In the Nature article, the researchers presented results from simulated scenarios that employed up to 100,000 particles. The team also used a smaller set of about a dozen real life particles to demonstrate the concept.
Each particle's cylindrical base houses a battery and small motor, along with a light sensor and microcontroller. The particles don't directly communicate to one another, which is one of the system's advantages. New particles can be added to a system and other particles taken away without affecting the performance of surrounding particles.
The system works when individual particles within the collective are sent instructions for when to contract or expand. With the right sequence, the whole group begins to undulate and move. In this case, the light sensors on the tiny robots moved the collective toward a light source. By comparing the intensity of light perceived by particles closer to the light source and farther away from the light source, the cluster of particles is able to get an accurate fix and the system begins to expand and contract.

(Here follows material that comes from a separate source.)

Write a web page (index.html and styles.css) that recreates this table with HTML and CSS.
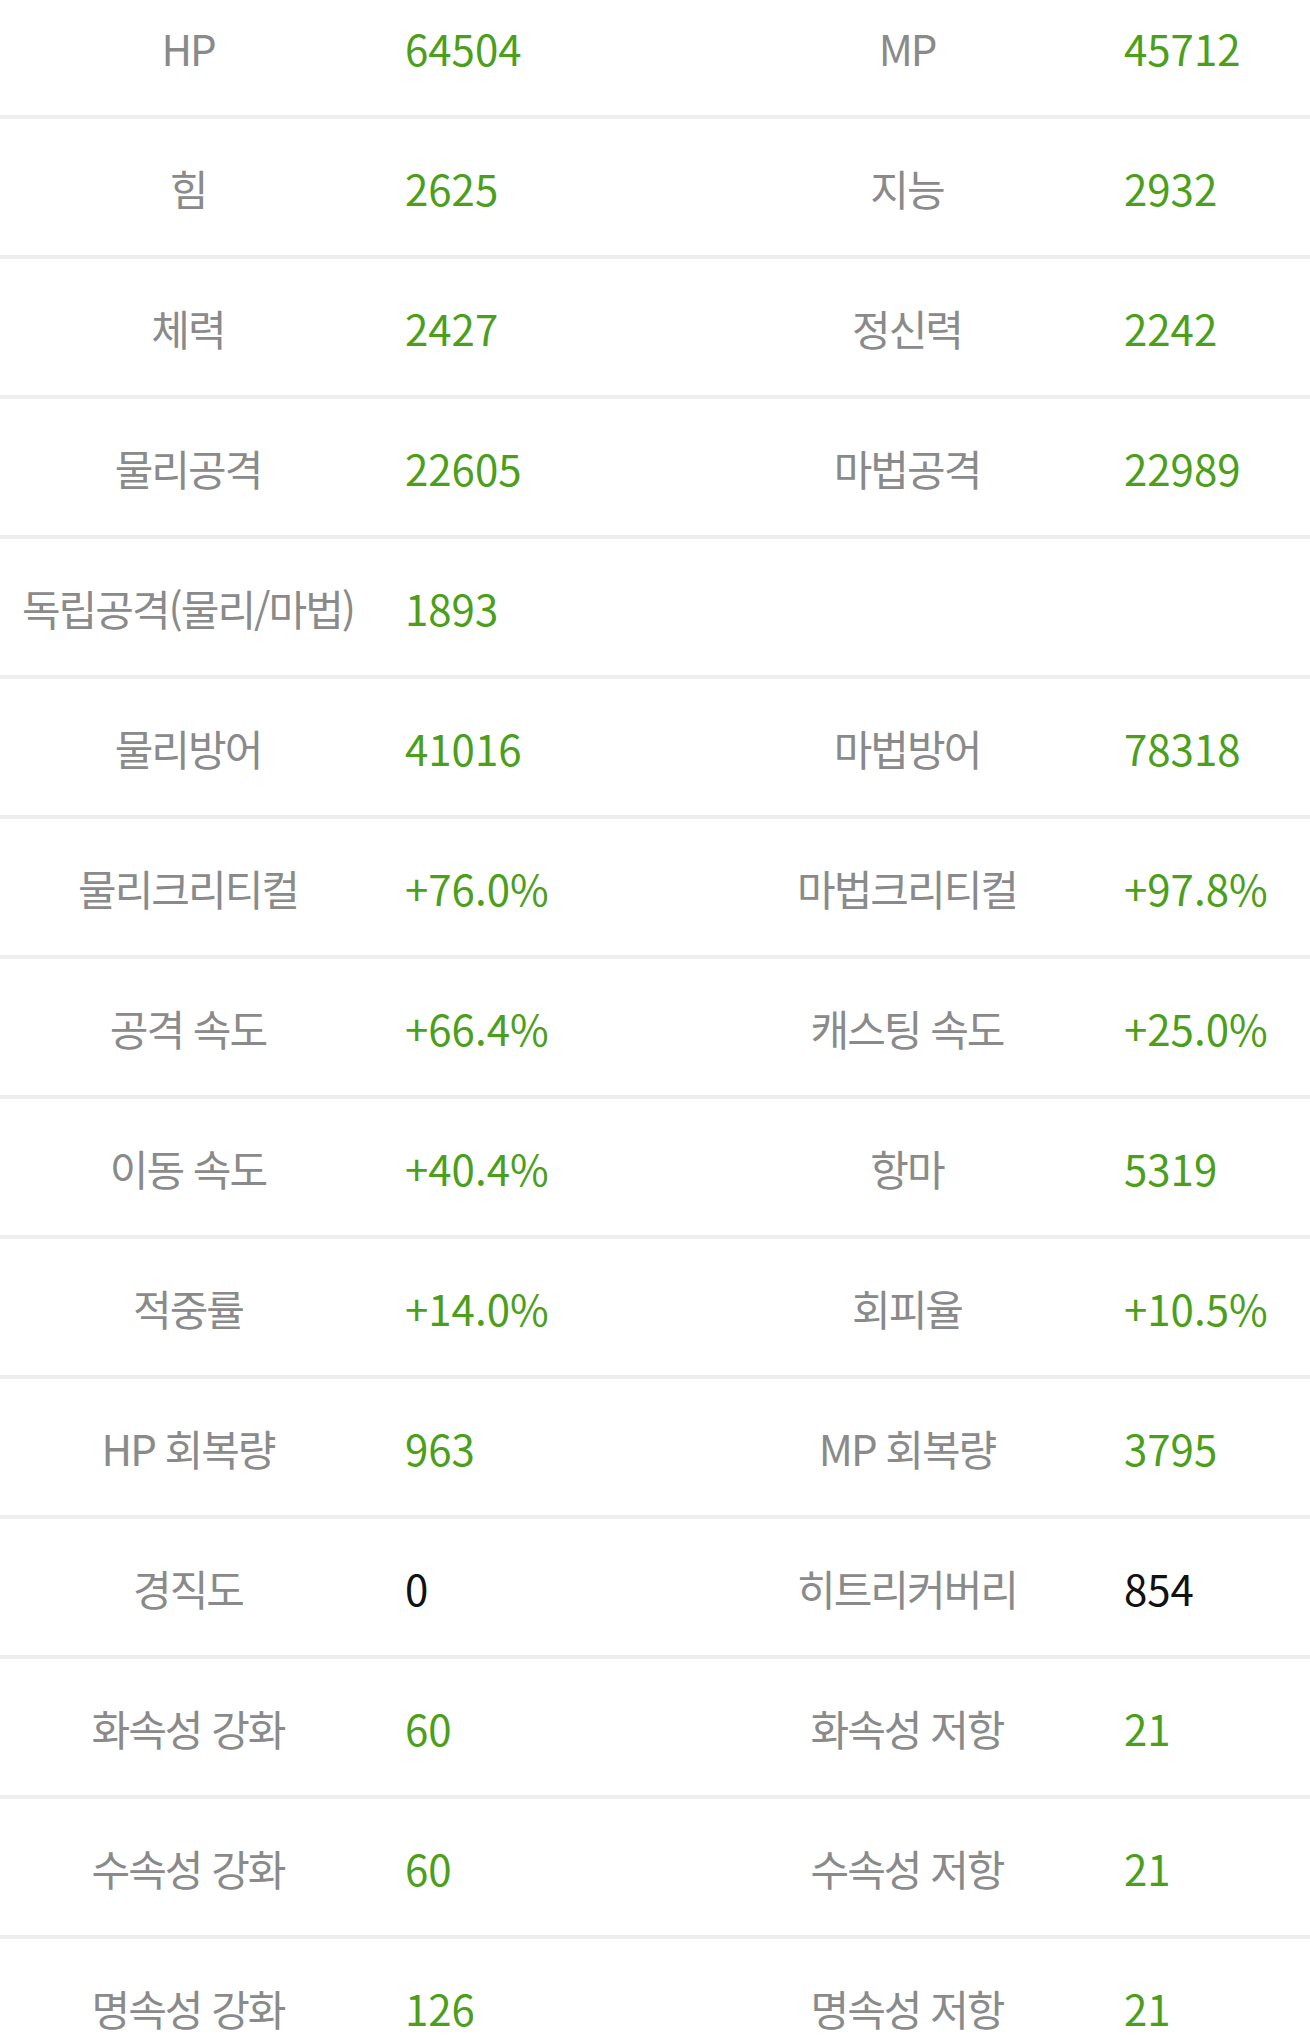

"This creates a mechanical expansion-contraction wave, a coordinated pushing and dragging motion, that moves a big cluster toward or away from environmental stimuli," Li says. The key component, Li adds, is the precise timing from a shared synchronized clock among the particles that enables movement as efficiently as possible: "If you mess up the synchronized clock, the system will work less efficiently."
While there are no direct applications to the technology yet, possible use cases include construction, materials handling, and inspection. The next step in the project is to miniaturize the particles so that hundreds of thousands or even millions can be deployed together.